Happiness. It's relative.

I believe in grassroots politics.
That’s why somebody just dropped off fifty lawn signs on my front porch. Tomorrow, my husband and I will get those signs on the lawns of people supporting a great candidate for the 19th Wisconsin Assembly District. We have a system, the old man and I, group the addresses and then the numbers, and pick them off, boom, boom, boom.
This, my friends, is where democracy happens.
It’s really hard to get people to turn out to vote in a presidential election if they’ve never voted for anyone else before. No county supervisor, no school board member, no mayor, or governor. Heck, in my old hometown in Michigan, people voted for the drain commissioner. Now that’s getting down to business.
We have local elections in Milwaukee where an incredibly small proportion of the voting-eligible population votes. Huge local issues – schools, reckless driving, economic development, climate change – but not a lot of effort to mobilize people. Activists focus on the national races, hoping to make real and urgent issues that to most people are remote and irrelevant.
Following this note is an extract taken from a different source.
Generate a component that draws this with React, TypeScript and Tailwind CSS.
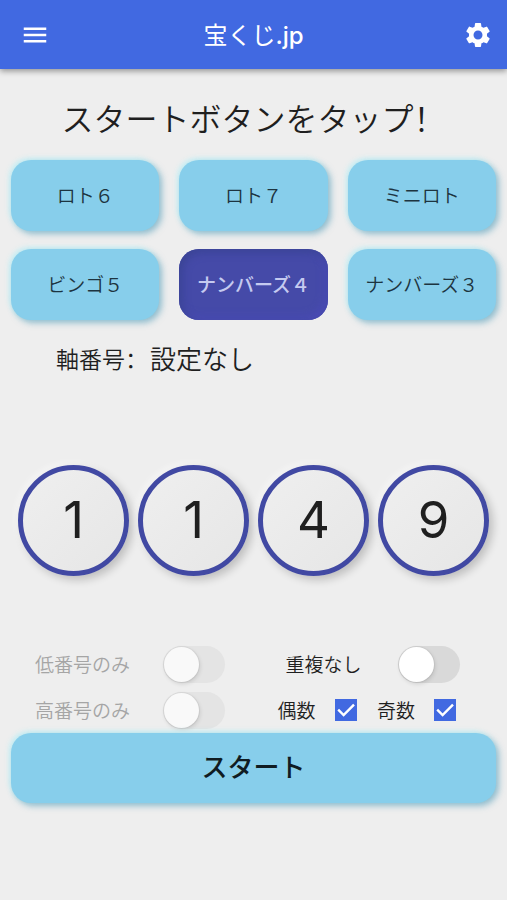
import React, { useState } from 'react';
import clsx from 'clsx';
import { MdMenu, MdSettings } from 'react-icons/md';

const games = ['ロト６', 'ロト７', 'ミニロト', 'ビンゴ５', 'ナンバーズ４', 'ナンバーズ３'];

const raised = 'bg-[#87ceeb] shadow-[3px_3px_6px_rgba(70,150,180,0.55),-2px_-2px_5px_rgba(190,240,248,0.8)]';

function Switch(props: { id: string; checked: boolean; disabled?: boolean; onChange: (value: boolean) => void }) {
  return (
    <input
      id={props.id}
      type="checkbox"
      role="switch"
      checked={props.checked}
      disabled={props.disabled}
      onChange={(e) => props.onChange(e.target.checked)}
      className="flex h-[37px] w-[62px] shrink-0 appearance-none items-center rounded-full bg-[#d9d9d9] p-px transition before:size-[35px] before:rounded-full before:bg-white before:shadow-[1px_2px_4px_rgba(0,0,0,0.12),0_0_1px_1px_rgba(0,0,0,0.05)] before:transition before:content-[''] checked:bg-[#4169e1] checked:before:translate-x-[25px] disabled:bg-[#e4e4e4] disabled:before:bg-[#f9f9f9]"
    />
  );
}

function CheckBox(props: { id: string; label: string; checked: boolean; onChange: (value: boolean) => void }) {
  return (
    <div className="flex items-center gap-[19px]">
      <label htmlFor={props.id}>{props.label}</label>
      <span className="grid size-[22px] place-items-center">
        <input
          id={props.id}
          type="checkbox"
          checked={props.checked}
          onChange={(e) => props.onChange(e.target.checked)}
          className="col-start-1 row-start-1 size-[22px] appearance-none border-2 border-gray-500 bg-transparent checked:border-[#4169e1] checked:bg-[#4169e1]"
        />
        {props.checked && (
          <svg viewBox="0 0 22 22" className="pointer-events-none col-start-1 row-start-1 size-[22px]" fill="none">
            <path d="M3.2 10.6 L8.6 16 L19 5.6" stroke="white" strokeWidth="2.4" />
          </svg>
        )}
      </span>
    </div>
  );
}

export default function App() {
  const [game, setGame] = useState('ナンバーズ４');
  const [numbers, setNumbers] = useState([1, 1, 4, 9]);
  const [unique, setUnique] = useState(false);
  const [low, setLow] = useState(false);
  const [high, setHigh] = useState(false);
  const [even, setEven] = useState(true);
  const [odd, setOdd] = useState(true);

  const handleStart = () => {
    setNumbers(numbers.map(() => Math.floor(Math.random() * 10)));
  };

  return (
    <div className="min-h-screen bg-[#eeeeee] font-['Noto_Sans_CJK_JP',sans-serif] font-[350] text-[#1f1f1f]">
      <header className="grid h-[69px] grid-cols-[1fr_auto_1fr] items-center bg-[#4169e1] pr-[14px] pl-5 text-white shadow-[0_2px_6px_rgba(0,0,0,0.4)]">
        <button aria-label="メニュー" className="justify-self-start">
          <MdMenu size={30} />
        </button>
        <h1 className="pt-0.5 pr-1.5 font-['Inter','Noto_Sans_CJK_JP',sans-serif] text-2xl font-medium">
          <span className="font-normal">宝くじ</span>.jp
        </h1>
        <button aria-label="設定" className="justify-self-end">
          <MdSettings size={30} />
        </button>
      </header>

      <main className="px-[11px]">
        <h2 className="pt-6 text-center text-[32px] leading-[48px] font-[350]">
          スタートボタンをタップ<span className="font-['Noto_Sans_CJK_SC',sans-serif]">！</span>
        </h2>

        <div className="mt-[19px] grid grid-cols-3 gap-x-5 gap-y-[18px]">
          {games.map((name) => (
            <button
              key={name}
              onClick={() => setGame(name)}
              className={clsx(
                'h-[71px] rounded-[20px] text-[19px] whitespace-nowrap',
                game === name
                  ? 'bg-[#454aa8] font-medium text-[#c5caf0] shadow-[inset_3px_3px_8px_#3a4494,inset_-3px_-3px_8px_#4c4cb8]'
                  : `${raised} text-[#1d3440]`
              )}
            >
              {name}
            </button>
          ))}
        </div>

        <p className="mt-[18px] flex items-center gap-0.5 pl-[45px] leading-10">
          <span className="text-[23px]">
            軸番号<span className="font-['Noto_Sans_CJK_SC',sans-serif]">：</span>
          </span>
          <span className="text-[26px]">設定なし</span>
        </p>

        <div className="mt-[87px] flex justify-center gap-[9px]">
          {numbers.map((n, i) => (
            <div
              key={i}
              className="flex size-[111px] items-center justify-center rounded-full border-5 border-[#4149a3] bg-linear-to-br from-[#efefef] to-[#e6e6e6] font-['Inter',sans-serif] text-[51px] font-normal shadow-[4px_4px_8px_rgba(0,0,0,0.2),-3px_-3px_6px_rgba(255,255,255,0.4)]"
            >
              {n}
            </div>
          ))}
        </div>

        <div className="mt-[65px] grid grid-cols-2 text-[19px]">
          <div className="flex h-[46px] items-center justify-between pr-[29px] pl-6 text-[#a5a5a5]">
            <label htmlFor="low">低番号のみ</label>
            <Switch id="low" checked={low} disabled onChange={setLow} />
          </div>
          <div className="flex h-[46px] items-center justify-between pr-9 pl-8">
            <label htmlFor="unique">重複なし</label>
            <Switch id="unique" checked={unique} onChange={setUnique} />
          </div>
          <div className="flex h-[46px] items-center justify-between pr-[29px] pl-6 text-[#a5a5a5]">
            <label htmlFor="high">高番号のみ</label>
            <Switch id="high" checked={high} disabled onChange={setHigh} />
          </div>
          <div className="flex h-[46px] items-center justify-between pr-10 pl-6">
            <CheckBox id="even" label="偶数" checked={even} onChange={setEven} />
            <CheckBox id="odd" label="奇数" checked={odd} onChange={setOdd} />
          </div>
        </div>

        <button
          onClick={handleStart}
          className={`${raised} h-[70px] w-full rounded-[20px] pb-1.5 text-[26px] font-medium text-[#101c22]`}
        >
          スタート
        </button>
      </main>
    </div>
  );
}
If my kid is in a school that only manages his behavior but doesn’t educate him, I’m worried about how to change that. Tell me how to change that. Who do I vote for? What are the options? Don’t tell me I need to vote for a progressive national educational policy. I don’t even know what that is. I just want my kid to read and write and grow up and be successful. Where do I vote for that?
All politics is personal. All politics is local.
It’s the sidewalk that’s busted, the tree that needs replacing, whether police use high speed chases or drones to catch bad guys, are the libraries open weekends, should we use public money to fund a new basketball arena, should old people get free passes to state parks, do we need rapid transit, how much should city officials get paid?
This is where I start. And then I go on to the ‘bigger’ stuff – you know, like foreign policy and the national debt. I have an opinion about those things but, hey, first things first.
I believe in grassroots politics.
WELL SAID! And, thank you for your activism as well as your spot on writing.
Just really feel the need to be doing something or a lot of somethings in this election year. Such a scary time!